LINE(株)CEOを退任後、C Channel(株)を立ち上げた森川亮さんの初著作『シンプルに考える』の発刊を記念して、(株)ディー・エヌ・エー創業者である南場智子さんとのトークセッションが行われた。テーマは「結果を出す人の思考法~すごい人はなぜ、すごいのか?」。南場さんのベストセラー『不格好経営』『シンプルに考える』から引用した言葉をもとに語り合っていただいた。(この連載は、6月4日に東京カルチャーカルチャーで行われた対談イベントのダイジェスト版です。構成:田中裕子)

未来が不確実だからこそ、
可能性は無限大

 ――『シンプルに考える』には、「未来が不確実だからこそ、可能性は無限大と信じる」という言葉があります。私たちは未来が見えないことを恐れてしまいがちですが、そうではない、ということですよね?

森川 日本人は、先が見えないことをとにかく非難します。「未来がわからない」とか、「社長のビジョンが不透明だ」とかね。でも、そんなこと、どうだっていいんです。大切なのは、自分がどう考えるか。そして、どう行動するか。その結果として未来ができあがるんですから。

南場 そうだよね。

森川 未来が決まってないということは、なんでもできるということでしょう。そのくらいの気持ちで生きていかないと、会社がすごくても、日本がすごくても、個人としてはダメになってしまうと思うんですよね。

南場 おっしゃるとおり。でも、上場していると、IRで「将来像が見えない」と言われることも多いんですよ。正直に言ってしまえば、これだけスピードが速くなっている時代に見えるはずないんですよね。伝統的な会社だと、当たり前に五ヵ年計画とかあるでしょ。私たちの業界に、そんなのありえないじゃない。ちょっと先の未来ですらさっぱりわからないのに(笑)。

森川 そうですね。だから、いまやるべきは、足下の業績が伸びないからとコストを削って利益を出すことではありません。そんなことよりも、少しでも成長して五年後の未来をつくり出すことのほうが、ずっと大事なんです。

南場 我々にとっては、未来が見えないことはわくわくすることであって、不安ではないんだよね。

――森川さんは『シンプルに考える』で、「人生には『まっすぐな道』があると思っていた」と書かれています。森川さん自身だいぶ考え方が変わったように思いますが、きっかけは何かあったのですか?

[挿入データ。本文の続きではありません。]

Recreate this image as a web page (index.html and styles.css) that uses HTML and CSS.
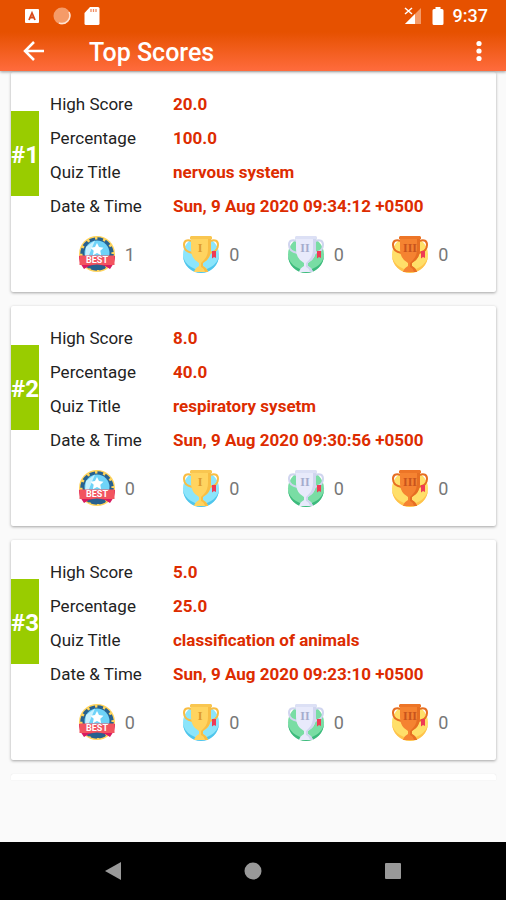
FILE: index.html
```html
<!DOCTYPE html>
<html lang="en">
<head>
<meta charset="utf-8">
<meta name="viewport" content="width=device-width, initial-scale=1">
<title>Top Scores</title>
<link rel="stylesheet" href="styles.css">
</head>
<body>
<svg class="sprite" aria-hidden="true">
  <symbol id="best" viewBox="0 0 38 38">
    <circle cx="19" cy="19" r="18" fill="#ffd45c"/>
    <circle cx="19" cy="19" r="14.500" fill="#28618f"/>
    <circle cx="19" cy="19" r="15" fill="none" stroke="#28618f" stroke-width="3.500" stroke-dasharray="5.500 2.350"/>
    <circle cx="19" cy="18" r="12.500" fill="#6fd3f8"/>
    <path d="M8 12 17 5.500l-7 17H7z" fill="#c6f1ff"/>
    <path d="m19 8 2 4 4.500.7-3.200 3.100.8 4.400-4.100-2.100-4.100 2.100.8-4.400-3.200-3.100 4.500-.7z" fill="#fff"/>
    <path d="M1 21h36q0 6-3 10l-2 3-5-3H11l-5 3-2-3Q1 27 1 21z" fill="#d81b60"/>
    <path d="M1.500 20.500h35v9.500h-35z" fill="#f2545f"/>
    <path d="M11 31q8-3 16 0l1 2-4 1-2 1h-6l-2-1-4-1z" fill="#28618f"/>
  </symbol>
  <symbol id="cup" viewBox="0 0 38 38">
    <circle class="disc" cx="19" cy="19.500" r="18"/>
    <path class="disc-shade" d="M1 20a18 18 0 0 0 36 0q-1 8-8 12l-4 2H13l-4-2q-7-4-8-12z"/>
    <path class="handle" d="M10 6Q2 3.500 2 10t8.500 8M28 6q8-2.500 8 4t-8.500 8"/>
    <path class="cup" d="M9 2h20v12q0 7-4 11l-4 3v3q4 2 5 6H12q1-4 5-6v-3l-4-3q-4-4-4-11z"/>
    <path class="cup-shade" d="M26 2h3v12q0 7-4 11l-4 3v3q4 2 5 6h-3q-1-4-4-5v-4l3-3q4-4 4-11z"/>
    <path class="rim" d="M9 1h20l1 1v2H8V2z"/>
    <path d="M30 16h4v7l-2-1-2 1.500z" fill="#ef3b55"/>
  </symbol>
</svg>

<header class="top">
  <div class="status">
    <svg class="glyph" viewBox="0 0 16 18"><rect x="1" y="2" width="14" height="14" rx="1" fill="#fff"/><path d="m5 13 3-7 3 7M6.500 10.500h3" fill="none" stroke="#d94a1b" stroke-width="1.800"/></svg>
    <svg class="glyph ball" viewBox="0 0 18 18"><circle cx="9" cy="9" r="8.500" fill="#f59b68"/><path d="M16 5a8 8 0 0 1-10 11" fill="none" stroke="#ffe3d2" stroke-width="1.500"/></svg>
    <svg class="glyph" viewBox="0 0 16 18"><path d="M6 0h8q1.500 0 1.500 1.500v15Q15.500 18 14 18H2Q.5 18 .5 16.500V6z" fill="#fff"/><path d="M7 2v3M9.500 2v3M12 2v3" stroke="#f08a60" stroke-width="1.300"/></svg>
    <span class="spacer"></span>
    <svg class="signal" viewBox="0 0 18 18"><path d="M17 1v16H1z" fill="#f59b68"/><path d="M11 7v10H1z" fill="#fff"/><path d="m1 1 7 6M8 1 1 7" stroke="#fff" stroke-width="1.500"/></svg>
    <svg class="battery" viewBox="0 0 12 18"><path d="M3.500 0h5v2H10q1.500 0 1.500 1.500v13Q11.500 18 10 18H2Q.5 18 .5 16.500v-13Q.5 2 2 2h1.500z" fill="#fff"/></svg>
    <time class="clock">9:37</time>
  </div>
  <div class="bar">
    <button class="icon-button" aria-label="Back"><svg width="22" height="22" viewBox="0 0 22 22"><path d="M21 11H3M11 2l-9 9 9 9" fill="none" stroke="#fff" stroke-width="2.500"/></svg></button>
    <h1 class="title">Top Scores</h1>
    <button class="icon-button" aria-label="More options"><svg width="6" height="22" viewBox="0 0 6 22"><g fill="#fff"><circle cx="3" cy="3.500" r="2.600"/><circle cx="3" cy="11" r="2.600"/><circle cx="3" cy="18.500" r="2.600"/></g></svg></button>
  </div>
</header>

<main class="scores">
  <article class="card">
    <h2 class="rank">#1</h2>
    <div class="body">
      <dl class="details">
        <dt>High Score</dt><dd>20.0</dd>
        <dt>Percentage</dt><dd>100.0</dd>
        <dt>Quiz Title</dt><dd>nervous system</dd>
        <dt>Date &amp; Time</dt><dd>Sun, 9 Aug 2020 09:34:12 +0500</dd>
      </dl>
      <ul class="awards">
        <li><svg class="award best" viewBox="0 0 38 38"><use href="#best"/><text x="19" y="28">BEST</text></svg>1</li>
        <li><svg class="award gold" viewBox="0 0 38 38"><use href="#cup"/><text x="18" y="17">I</text></svg>0</li>
        <li><svg class="award silver" viewBox="0 0 38 38"><use href="#cup"/><text x="18" y="17">II</text></svg>0</li>
        <li><svg class="award bronze" viewBox="0 0 38 38"><use href="#cup"/><text x="19" y="17">III</text></svg>0</li>
      </ul>
    </div>
  </article>
  <article class="card">
    <h2 class="rank">#2</h2>
    <div class="body">
      <dl class="details">
        <dt>High Score</dt><dd>8.0</dd>
        <dt>Percentage</dt><dd>40.0</dd>
        <dt>Quiz Title</dt><dd>respiratory sysetm</dd>
        <dt>Date &amp; Time</dt><dd>Sun, 9 Aug 2020 09:30:56 +0500</dd>
      </dl>
      <ul class="awards">
        <li><svg class="award best" viewBox="0 0 38 38"><use href="#best"/><text x="19" y="28">BEST</text></svg>0</li>
        <li><svg class="award gold" viewBox="0 0 38 38"><use href="#cup"/><text x="18" y="17">I</text></svg>0</li>
        <li><svg class="award silver" viewBox="0 0 38 38"><use href="#cup"/><text x="18" y="17">II</text></svg>0</li>
        <li><svg class="award bronze" viewBox="0 0 38 38"><use href="#cup"/><text x="19" y="17">III</text></svg>0</li>
      </ul>
    </div>
  </article>
  <article class="card">
    <h2 class="rank">#3</h2>
    <div class="body">
      <dl class="details">
        <dt>High Score</dt><dd>5.0</dd>
        <dt>Percentage</dt><dd>25.0</dd>
        <dt>Quiz Title</dt><dd>classification of animals</dd>
        <dt>Date &amp; Time</dt><dd>Sun, 9 Aug 2020 09:23:10 +0500</dd>
      </dl>
      <ul class="awards">
        <li><svg class="award best" viewBox="0 0 38 38"><use href="#best"/><text x="19" y="28">BEST</text></svg>0</li>
        <li><svg class="award gold" viewBox="0 0 38 38"><use href="#cup"/><text x="18" y="17">I</text></svg>0</li>
        <li><svg class="award silver" viewBox="0 0 38 38"><use href="#cup"/><text x="18" y="17">II</text></svg>0</li>
        <li><svg class="award bronze" viewBox="0 0 38 38"><use href="#cup"/><text x="19" y="17">III</text></svg>0</li>
      </ul>
    </div>
  </article>
  <div class="card next"></div>
</main>

<nav class="system-nav" aria-label="System">
  <button aria-label="Back"><svg width="18" height="18" viewBox="0 0 18 18"><path d="M1 9 17 0v18z" fill="#999"/></svg></button>
  <button aria-label="Home"><svg width="18" height="18" viewBox="0 0 18 18"><circle cx="9" cy="9" r="8.500" fill="#999"/></svg></button>
  <button aria-label="Recent apps"><svg width="18" height="18" viewBox="0 0 18 18"><rect x="1" y="1" width="16" height="16" rx="1" fill="#999"/></svg></button>
</nav>
</body>
</html>
```
FILE: styles.css
```css
* {
  box-sizing: border-box;
}

body {
  margin: 0;
  min-height: 100vh;
  display: flex;
  flex-direction: column;
  background: #fafafa;
  color: #222;
  font-family: Roboto, sans-serif;
  font-size: 17px;
}

h1, h2, dl, dd, ul {
  margin: 0;
  padding: 0;
}

button {
  display: flex;
  align-items: center;
  justify-content: center;
  padding: 0;
  border: 0;
  background: none;
}

.sprite {
  position: absolute;
  width: 0;
  height: 0;
}

.top {
  position: relative;
  z-index: 1;
  background: linear-gradient(#e65100 45%, #ff6b3d);
  box-shadow: 0 1px 3px rgba(0, 0, 0, 0.4);
  color: #fff;
}

.status {
  display: flex;
  align-items: center;
  height: 31px;
  padding: 0 18px 0 24px;
}

.glyph {
  width: 16px;
  height: 18px;
}

.ball {
  width: 18px;
  margin: 0 13px;
}

.spacer {
  flex: 1;
}

.signal {
  width: 18px;
  height: 18px;
}

.battery {
  width: 12px;
  height: 18px;
  margin: 0 9px 0 10px;
}

.clock {
  font-size: 18px;
  font-weight: 500;
}

.bar {
  display: flex;
  align-items: center;
  height: 40px;
  padding: 0 16px 0 23px;
}

.icon-button {
  min-width: 22px;
  height: 40px;
}

.title {
  flex: 1;
  padding: 4px 0 0 44px;
  font-size: 25px;
  font-weight: 500;
  line-height: 36px;
}

.scores {
  flex: 1;
  display: flex;
  flex-direction: column;
  gap: 14px;
  padding: 1px 10px 0 11px;
}

.card {
  display: flex;
  background: #fff;
  border-radius: 2px;
  box-shadow: 0 1px 3px rgba(0, 0, 0, 0.35);
}

.rank {
  width: 28px;
  height: 85px;
  margin-top: 39px;
  background: #99cc00;
  color: #fff;
  font-size: 24px;
  font-weight: 700;
  line-height: 88px;
  text-align: center;
  white-space: nowrap;
}

.body {
  flex: 1;
  padding: 15px 24px 19px 11px;
}

.details {
  display: grid;
  grid-template-columns: 123px 1fr;
  line-height: 34px;
}

.details dd {
  color: #dd2c00;
  font-weight: 700;
}

.awards {
  display: grid;
  grid-template-columns: repeat(4, 1fr);
  margin-top: 12px;
  padding-left: 4px;
  list-style: none;
}

.awards li {
  display: flex;
  align-items: center;
  justify-content: center;
  gap: 9px;
  color: #777;
  font-size: 18px;
}

.award {
  width: 38px;
  height: 38px;
}

.award text {
  font: 700 12px "Liberation Serif", serif;
  text-anchor: middle;
  fill: var(--mark);
}

.best text {
  font: 700 9px Roboto, sans-serif;
  fill: #fff;
}

.gold {
  --disc: #8be5fb;
  --disc-shade: #4fc5ec;
  --cup: #ffd460;
  --cup-shade: #f9bd43;
  --rim: #f9c650;
  --mark: #e09b2d;
}

.silver {
  --disc: #79dda4;
  --disc-shade: #3cba7c;
  --cup: #e8eafb;
  --cup-shade: #d0d5ef;
  --rim: #dce0f5;
  --mark: #a5accd;
}

.bronze {
  --disc: #ffdf69;
  --disc-shade: #ffc34b;
  --cup: #f58331;
  --cup-shade: #e66e22;
  --rim: #ed7527;
  --mark: #c9541d;
}

.disc {
  fill: var(--disc);
}

.disc-shade {
  fill: var(--disc-shade);
}

.handle {
  fill: none;
  stroke: var(--cup-shade);
  stroke-width: 2;
}

.cup {
  fill: var(--cup);
}

.cup-shade {
  fill: var(--cup-shade);
}

.rim {
  fill: var(--rim);
}

.next {
  height: 6px;
  border-radius: 2px 2px 0 0;
  box-shadow: 0 0 1px rgba(0, 0, 0, 0.15);
}

.system-nav {
  display: flex;
  justify-content: space-between;
  align-items: center;
  height: 58px;
  padding: 0 84px;
  background: #000;
}

.system-nav button {
  width: 58px;
  height: 58px;
}
```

森川 仕事が思い通りにならなかったからでしょうね。学生時代までは、極端に言えば嫌なことはしなくても生きていけるじゃないですか。でも、仕事は「イヤ」なんて言っていられない。プロとして、イヤなことでもやらないといけません。
 新卒で就職した日本テレビで、ほんとうは音楽の仕事をやりたかったのに、財務システムの開発担当に配属されたんです。やりたいことの真逆ですよ。嫌だけどがんばらないといけない日々のなか、「人生とはなにか?」「仕事とはなにか?」と考えるようになりました。あのときやりたいことをやれていたら、あまり深く考えずに大人になっていたかもしれません(笑)。

――そういう意味では、思い通りにいかないことは早めに経験したほうがいいのかもしれませんね。

森川 そうですね。LINE(株)のときは、まさにうまくいかなかったときの経験が成功の種になりましたから。僕たちはパソコン向けのオンラインゲームで成功したんですが、ガラケーが登場したときに、ガラケーに振り切ることができずに失敗した。だからこそ、スマホが登場したときにスマホに振り切ることができたんです。
 NAVERでやっていた検索事業も、グーグルにはどうしたって追いつかなかった。だから、別軸でアイデアを出してLINEが生まれた。人生もビジネスも、うまくいくときもあればいかないときもある。ただ、うまくいかないことが次の「うまくいく」につながるような生き方ができればいいな、と思うんです。そうでなければ、いまのLINEもなかったわけですから。